Benson entró en la cocina. Janet lanzó un pote contra él, a ciegas, y lo golpeó en las rodillas, pero él siguió avanzando.

La parte distante y académica de su mente continuaba funcionando, y le decía que estaba cometiendo un gran error, que había algo en la cocina que podía utilizar. ¿Qué era?

Las manos de Benson se cerraron sobre su cuello. La fuerza que ejercían era espantosa. Ella le agarró por las muñecas, y trató de desasirle. Le lanzó un puntapié, pero él arqueó el cuerpo y la empujó después contra el armario, manteniéndola sujeta.

No podía moverse, no podía respirar. Empezó a ver puntos azules bailando ante sus ojos. Los pulmones estaban faltos de aire.

Rascó los estantes con las uñas, buscando algo, cualquier cosa, con que golpearle. No encontró nada.

La cocina…

Agitó desesperadamente las manos. Tocó los botones del lavavajillas, el pomo del horno, las manijas de su cocina.

Su visión era verdosa; los puntos azules se agrandaban y oscilaban repulsivamente ante ella. Encontraría la muerte en la cocina.
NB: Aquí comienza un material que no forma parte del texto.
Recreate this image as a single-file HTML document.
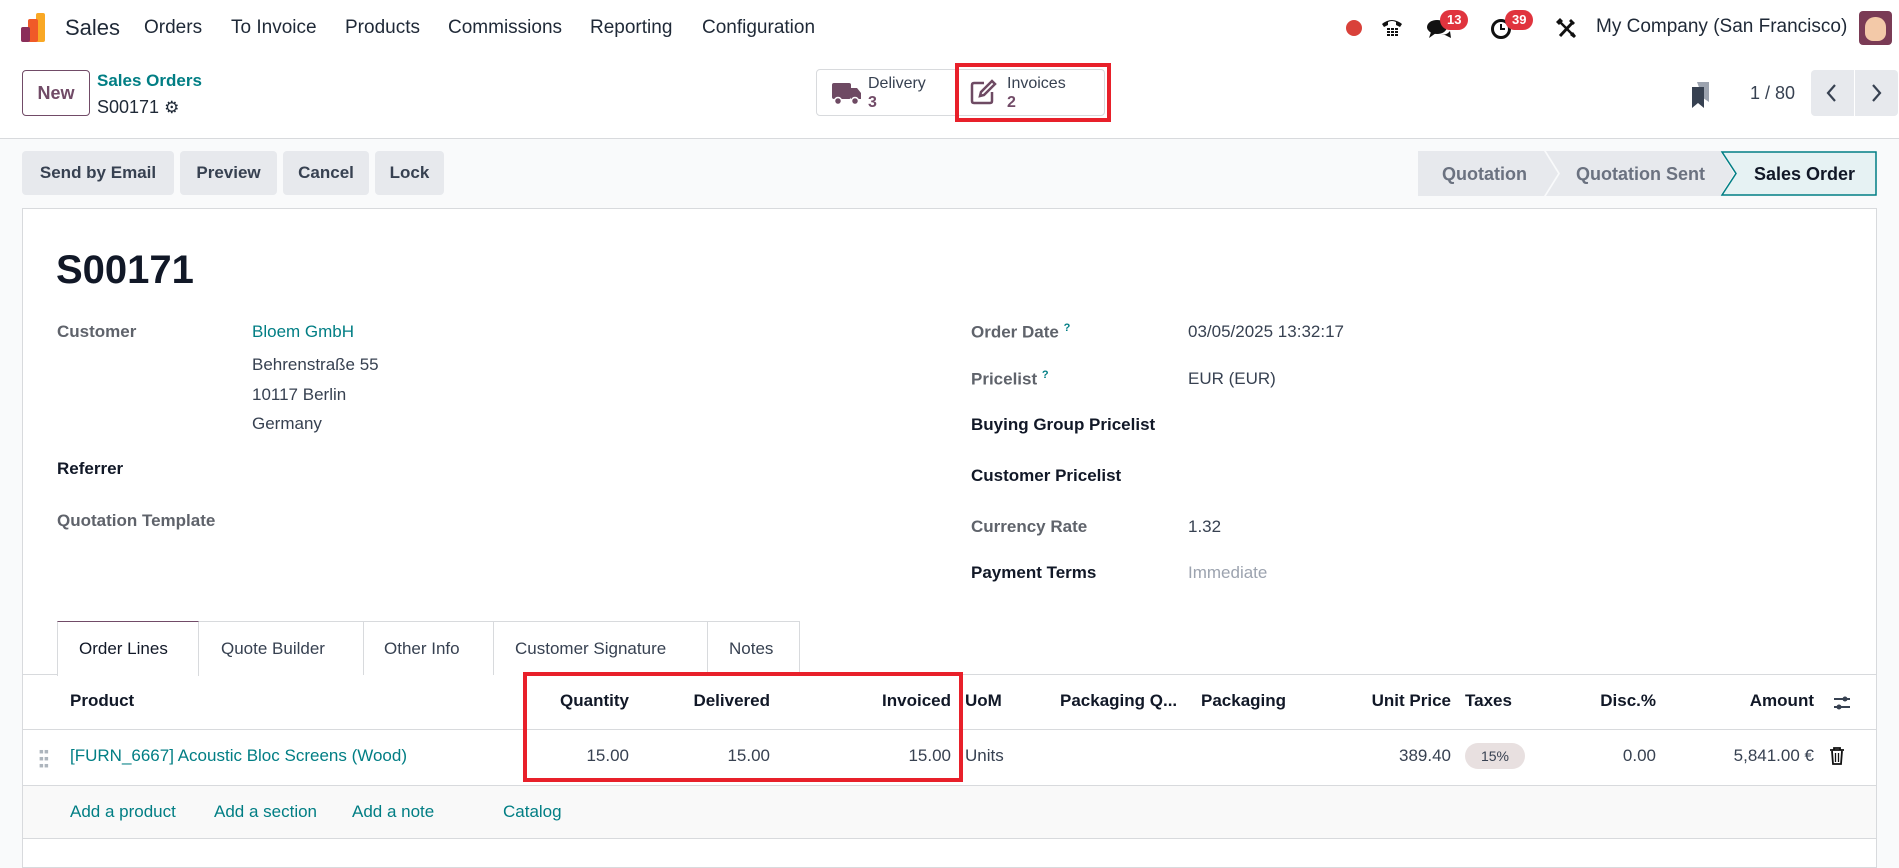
<!DOCTYPE html>
<html><head><meta charset="utf-8">
<style>
*{box-sizing:border-box;margin:0;padding:0}
body{width:1899px;height:854px;overflow:hidden;font-family:"Liberation Sans",sans-serif;font-size:17px;color:#374151;background:#f9fafb;position:relative}
.a{position:absolute;white-space:nowrap}
.nav{position:absolute;left:0;top:0;width:1899px;height:56px;background:#fff}
.cp{position:absolute;left:0;top:56px;width:1899px;height:83px;background:#fff;border-bottom:1px solid #d8dadd}
.btn{position:absolute;background:#e7e9ed;border-radius:4px;font-weight:bold;color:#374151;text-align:center;line-height:44px;height:44px;top:151px}
.teal{color:#017e84}
.lbl{color:#5f636b;font-weight:bold}
.blk{color:#111827;font-weight:bold}
.th{position:absolute;top:691px;font-weight:bold;color:#111827}
.td{position:absolute;top:746px}
</style></head><body>
<div class="nav">
  <svg class="a" style="left:20px;top:13px" width="30" height="30" viewBox="0 0 30 30"><rect x="16" y="0" width="9" height="29" rx="2" fill="#f9a825"/><rect x="8" y="6" width="10" height="23" rx="2" fill="#f05a28"/><rect x="1" y="14" width="9" height="15" rx="2" fill="#8b2e5a"/></svg>
  <div class="a" style="left:65px;top:15px;font-size:22px;color:#1f2937">Sales</div>
  <div class="a" style="left:144px;top:17px;font-size:19px;color:#1f2937">Orders</div>
  <div class="a" style="left:231px;top:17px;font-size:19px;color:#1f2937">To Invoice</div>
  <div class="a" style="left:345px;top:17px;font-size:19px;color:#1f2937">Products</div>
  <div class="a" style="left:448px;top:17px;font-size:19px;color:#1f2937">Commissions</div>
  <div class="a" style="left:590px;top:17px;font-size:19px;color:#1f2937">Reporting</div>
  <div class="a" style="left:702px;top:17px;font-size:19px;color:#1f2937">Configuration</div>
  <div class="a" style="left:1346px;top:20px;width:16px;height:16px;border-radius:50%;background:#d9413a"></div>
  <svg class="a" style="left:1381px;top:16px" width="22" height="22" viewBox="0 0 22 22"><path d="M1 8 Q11 0 21 8 L19 11 L15 9 L15 6 Q11 4 7 6 L7 9 L3 11Z" fill="#111"/><g fill="#111"><rect x="6" y="12" width="3" height="2"/><rect x="10" y="12" width="3" height="2"/><rect x="14" y="12" width="3" height="2"/><rect x="6" y="15" width="3" height="2"/><rect x="10" y="15" width="3" height="2"/><rect x="14" y="15" width="3" height="2"/><rect x="6" y="18" width="3" height="2"/><rect x="10" y="18" width="3" height="2"/><rect x="14" y="18" width="3" height="2"/></g></svg>
  <svg class="a" style="left:1427px;top:18px" width="26" height="22" viewBox="0 0 26 22"><ellipse cx="10" cy="9" rx="10" ry="7" fill="#111"/><path d="M4 14 L2 20 L9 15Z" fill="#111"/><path d="M14 17 Q20 17 23 13 L24 20 L18 17Z" fill="#111"/></svg>
  <div class="a" style="left:1440px;top:10px;height:20px;padding:0 7px;border-radius:10px;background:#e0343e;color:#fff;font-size:13px;font-weight:bold;line-height:20px">13</div>
  <svg class="a" style="left:1490px;top:17px" width="24" height="24" viewBox="0 0 24 24"><circle cx="11" cy="12" r="8.5" fill="none" stroke="#111" stroke-width="3"/><path d="M11 7 V12 H15" fill="none" stroke="#111" stroke-width="2"/></svg>
  <div class="a" style="left:1505px;top:10px;height:20px;padding:0 7px;border-radius:10px;background:#e0343e;color:#fff;font-size:13px;font-weight:bold;line-height:20px">39</div>
  <svg class="a" style="left:1555px;top:17px" width="22" height="22" viewBox="0 0 22 22"><path d="M5 19 L18 5" stroke="#111" stroke-width="3"/><path d="M16 2 L20 6 L18 8 L14 4Z" fill="#111"/><path d="M4 4 L18 18" stroke="#111" stroke-width="2.5"/><path d="M1 5 L5 1 L8 4 L4 8Z" fill="#111"/><path d="M15 18 L18 15 L21 19 L19 21Z" fill="#111"/></svg>
  <div class="a" style="left:1596px;top:16px;font-size:19px;color:#1f2937">My Company (San Francisco)</div>
  <div class="a" style="left:1859px;top:11px;width:33px;height:34px;border-radius:4px;background:#7a3b55"><div style="margin:6px 6px;width:21px;height:24px;border-radius:10px 10px 8px 8px;background:#f3c9a8"></div></div>
</div>
<div class="cp">
  <div class="a" style="left:22px;top:14px;width:68px;height:46px;border:1px solid #714b67;border-radius:4px;color:#714b67;font-weight:bold;text-align:center;line-height:44px;font-size:18px">New</div>
  <div class="a teal" style="left:97px;top:15px;font-weight:bold">Sales Orders</div>
  <div class="a" style="left:97px;top:41px;font-size:18px;color:#1f2937">S00171 <span style="font-size:17px">⚙</span></div>
  <div class="a" style="left:816px;top:13px;width:289px;height:47px;border:1px solid #d8dadd;border-radius:4px;background:#fff"></div>
  <div class="a" style="left:957px;top:13px;width:1px;height:47px;background:#d8dadd"></div>
  <svg class="a" style="left:832px;top:24px" width="30" height="26" viewBox="0 0 30 26"><rect x="0" y="3" width="19" height="16" rx="2" fill="#6e4a63"/><path d="M19 8 H25 L29 13 V19 H19Z" fill="#6e4a63"/><circle cx="6" cy="21" r="3.5" fill="#6e4a63" stroke="#fff" stroke-width="1.5"/><circle cx="23" cy="21" r="3.5" fill="#6e4a63" stroke="#fff" stroke-width="1.5"/></svg>
  <div class="a" style="left:868px;top:18px;font-size:16px;line-height:19px;color:#374151">Delivery<br><b style="color:#714b67">3</b></div>
  <svg class="a" style="left:970px;top:23px" width="28" height="26" viewBox="0 0 28 26"><path d="M14 4 H4 Q2 4 2 6 V22 Q2 24 4 24 H20 Q22 24 22 22 V13" fill="none" stroke="#6e4a63" stroke-width="2.5"/><path d="M10 17 L11 13 L22 2 L25 5 L14 16Z" fill="none" stroke="#6e4a63" stroke-width="2.5"/></svg>
  <div class="a" style="left:1007px;top:18px;font-size:16px;line-height:19px;color:#374151">Invoices<br><b style="color:#714b67">2</b></div>
  <div class="a" style="left:955px;top:7px;width:156px;height:59px;border:4px solid #e8202a"></div>
  <svg class="a" style="left:1690px;top:26px" width="22" height="26" viewBox="0 0 22 26"><path d="M7 0 H19 V20 L13 16 Z" fill="#9ca3af"/><path d="M2 5 H14 V26 L8 21 L2 26Z" fill="#374151"/></svg>
  <div class="a" style="left:1750px;top:27px;font-size:18px;color:#374151">1 / 80</div>
  <div class="a" style="left:1811px;top:14px;width:43px;height:46px;background:#e7e9ed;border-radius:4px 0 0 4px"></div>
  <div class="a" style="left:1855px;top:14px;width:43px;height:46px;background:#e7e9ed;border-radius:0 4px 4px 0"></div>
  <svg class="a" style="left:1824px;top:27px" width="16" height="20" viewBox="0 0 16 20"><path d="M11 2 L4 10 L11 18" fill="none" stroke="#374151" stroke-width="2.2"/></svg>
  <svg class="a" style="left:1868px;top:27px" width="16" height="20" viewBox="0 0 16 20"><path d="M5 2 L12 10 L5 18" fill="none" stroke="#374151" stroke-width="2.2"/></svg>
</div>
<div class="btn" style="left:22px;width:152px">Send by Email</div>
<div class="btn" style="left:180px;width:97px">Preview</div>
<div class="btn" style="left:283px;width:86px">Cancel</div>
<div class="btn" style="left:375px;width:69px">Lock</div>
<svg class="a" style="left:1418px;top:151px" width="460" height="45" viewBox="0 0 460 45">
<path d="M0 0 H126 L140 22.5 L126 45 H0Z" fill="#e7e9ed"/>
<path d="M128 0 H302 L316 22.5 L302 45 H128 L142 22.5Z" fill="#e7e9ed"/>
<path d="M304 1 H458 V44 H304 L318 22.5Z" fill="#e6f2f3" stroke="#017e84" stroke-width="1.5"/>
<text x="24" y="29" font-family="Liberation Sans" font-size="18" font-weight="bold" fill="#6b7280">Quotation</text>
<text x="158" y="29" font-family="Liberation Sans" font-size="18" font-weight="bold" fill="#6b7280">Quotation Sent</text>
<text x="336" y="29" font-family="Liberation Sans" font-size="18" font-weight="bold" fill="#111827">Sales Order</text>
</svg>
<div class="a" style="left:22px;top:208px;width:1855px;height:660px;background:#fff;border:1px solid #d8dadd"></div>
<div class="a" style="left:56px;top:248px;font-size:40px;font-weight:bold;color:#111827">S00171</div>
<div class="a lbl" style="left:57px;top:322px">Customer</div>
<div class="a teal" style="left:252px;top:322px">Bloem GmbH</div>
<div class="a" style="left:252px;top:350px;line-height:29.5px;color:#374151">Behrenstraße 55<br>10117 Berlin<br>Germany</div>
<div class="a blk" style="left:57px;top:459px">Referrer</div>
<div class="a lbl" style="left:57px;top:511px">Quotation Template</div>
<div class="a lbl" style="left:971px;top:322px">Order Date <sup class="teal" style="font-size:11px">?</sup></div>
<div class="a" style="left:1188px;top:322px">03/05/2025 13:32:17</div>
<div class="a lbl" style="left:971px;top:369px">Pricelist <sup class="teal" style="font-size:11px">?</sup></div>
<div class="a" style="left:1188px;top:369px">EUR (EUR)</div>
<div class="a blk" style="left:971px;top:415px">Buying Group Pricelist</div>
<div class="a blk" style="left:971px;top:466px">Customer Pricelist</div>
<div class="a lbl" style="left:971px;top:517px">Currency Rate</div>
<div class="a" style="left:1188px;top:517px">1.32</div>
<div class="a blk" style="left:971px;top:563px">Payment Terms</div>
<div class="a" style="left:1188px;top:563px;color:#9ca3af">Immediate</div>
<div class="a" style="left:23px;top:674px;width:1853px;height:1px;background:#d8dadd"></div>
<div class="a" style="left:57px;top:621px;width:743px;height:54px;border:1px solid #d8dadd;border-bottom:none;background:#fff"></div>
<div class="a" style="left:57px;top:621px;width:142px;height:55px;background:#fff;border-left:1px solid #d8dadd;border-right:1px solid #d8dadd;border-top:1px solid #714b67"></div>
<div class="a" style="left:363px;top:621px;width:1px;height:54px;background:#d8dadd"></div>
<div class="a" style="left:493px;top:621px;width:1px;height:54px;background:#d8dadd"></div>
<div class="a" style="left:707px;top:621px;width:1px;height:54px;background:#d8dadd"></div>
<div class="a" style="left:79px;top:639px;color:#111827">Order Lines</div>
<div class="a" style="left:221px;top:639px">Quote Builder</div>
<div class="a" style="left:384px;top:639px">Other Info</div>
<div class="a" style="left:515px;top:639px">Customer Signature</div>
<div class="a" style="left:729px;top:639px">Notes</div>
<div class="th" style="left:70px">Product</div>
<div class="th" style="right:1270px">Quantity</div>
<div class="th" style="right:1129px">Delivered</div>
<div class="th" style="right:948px">Invoiced</div>
<div class="th" style="left:965px">UoM</div>
<div class="th" style="left:1060px">Packaging Q...</div>
<div class="th" style="left:1201px">Packaging</div>
<div class="th" style="right:448px">Unit Price</div>
<div class="th" style="left:1465px">Taxes</div>
<div class="th" style="right:243px">Disc.%</div>
<div class="th" style="right:85px">Amount</div>
<svg class="a" style="left:1832px;top:693px" width="20" height="20" viewBox="0 0 20 20"><path d="M2 6 H18 M2 14 H18" stroke="#374151" stroke-width="2"/><circle cx="13" cy="6" r="2.5" fill="#374151"/><circle cx="7" cy="14" r="2.5" fill="#374151"/></svg>
<div class="a" style="left:23px;top:729px;width:1853px;height:1px;background:#d8dadd"></div>
<div class="td" style="left:39px;color:#adb5bd;font-size:14px;line-height:7px;top:748px">▪▪<br>▪▪<br>▪▪</div>
<div class="td teal" style="left:70px">[FURN_6667] Acoustic Bloc Screens (Wood)</div>
<div class="td" style="right:1270px">15.00</div>
<div class="td" style="right:1129px">15.00</div>
<div class="td" style="right:948px">15.00</div>
<div class="td" style="left:965px">Units</div>
<div class="td" style="right:448px">389.40</div>
<div class="a" style="left:1465px;top:743px;width:60px;height:26px;border-radius:13px;background:#e8e0e0;text-align:center;line-height:26px;font-size:14px">15%</div>
<div class="td" style="right:243px">0.00</div>
<div class="td" style="right:85px">5,841.00 €</div>
<svg class="a" style="left:1829px;top:747px" width="16" height="18" viewBox="0 0 16 18"><path d="M1 3 H15 M5 3 V1 H11 V3 M3 4 L4 17 H12 L13 4" fill="none" stroke="#111" stroke-width="1.8"/><path d="M6.5 6 V15 M9.5 6 V15" stroke="#111" stroke-width="1.3"/></svg>
<div class="a" style="left:23px;top:785px;width:1853px;height:54px;background:#f9f9f9;border-top:1px solid #d8dadd;border-bottom:1px solid #d8dadd"></div>
<div class="a teal" style="left:70px;top:802px">Add a product</div>
<div class="a teal" style="left:214px;top:802px">Add a section</div>
<div class="a teal" style="left:352px;top:802px">Add a note</div>
<div class="a teal" style="left:503px;top:802px">Catalog</div>
<div class="a" style="left:523px;top:672px;width:440px;height:110px;border:4px solid #e8202a"></div>
</body></html>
La cocina, la cocina, los peligros de la cocina. La idea la asaltó de repente, justo en el momento en que iba a desmayarse.

Las microondas.

Ya no tenía visión, el mundo era de un gris opaco, pero aún podía sentir el tacto. Sus dedos tocaron el metal del horno, el cristal de la puerta del horno, entonces un poco más arriban, hasta los mandos… Hizo girar uno de ellos…

Benson profirió un grito.

La presión alrededor del cuello cesó. Cayó desplomada al suelo. Benson estaba gritando, y profería sonidos horribles y angustiosos. Janet recuperó lentamente la visión y le vio, de pie a su lado, agarrándose la cabeza con las manos. Y gritando.

Él no se fijó en ella tendida en el suelo, que jadeaba penosamente. Se retorcía, agarrándose la cabeza, y emitía rugidos de animal herido. De pronto salió corriendo de la habitación, sin dejar de gritar.

Ella perdió instantáneamente el conocimiento.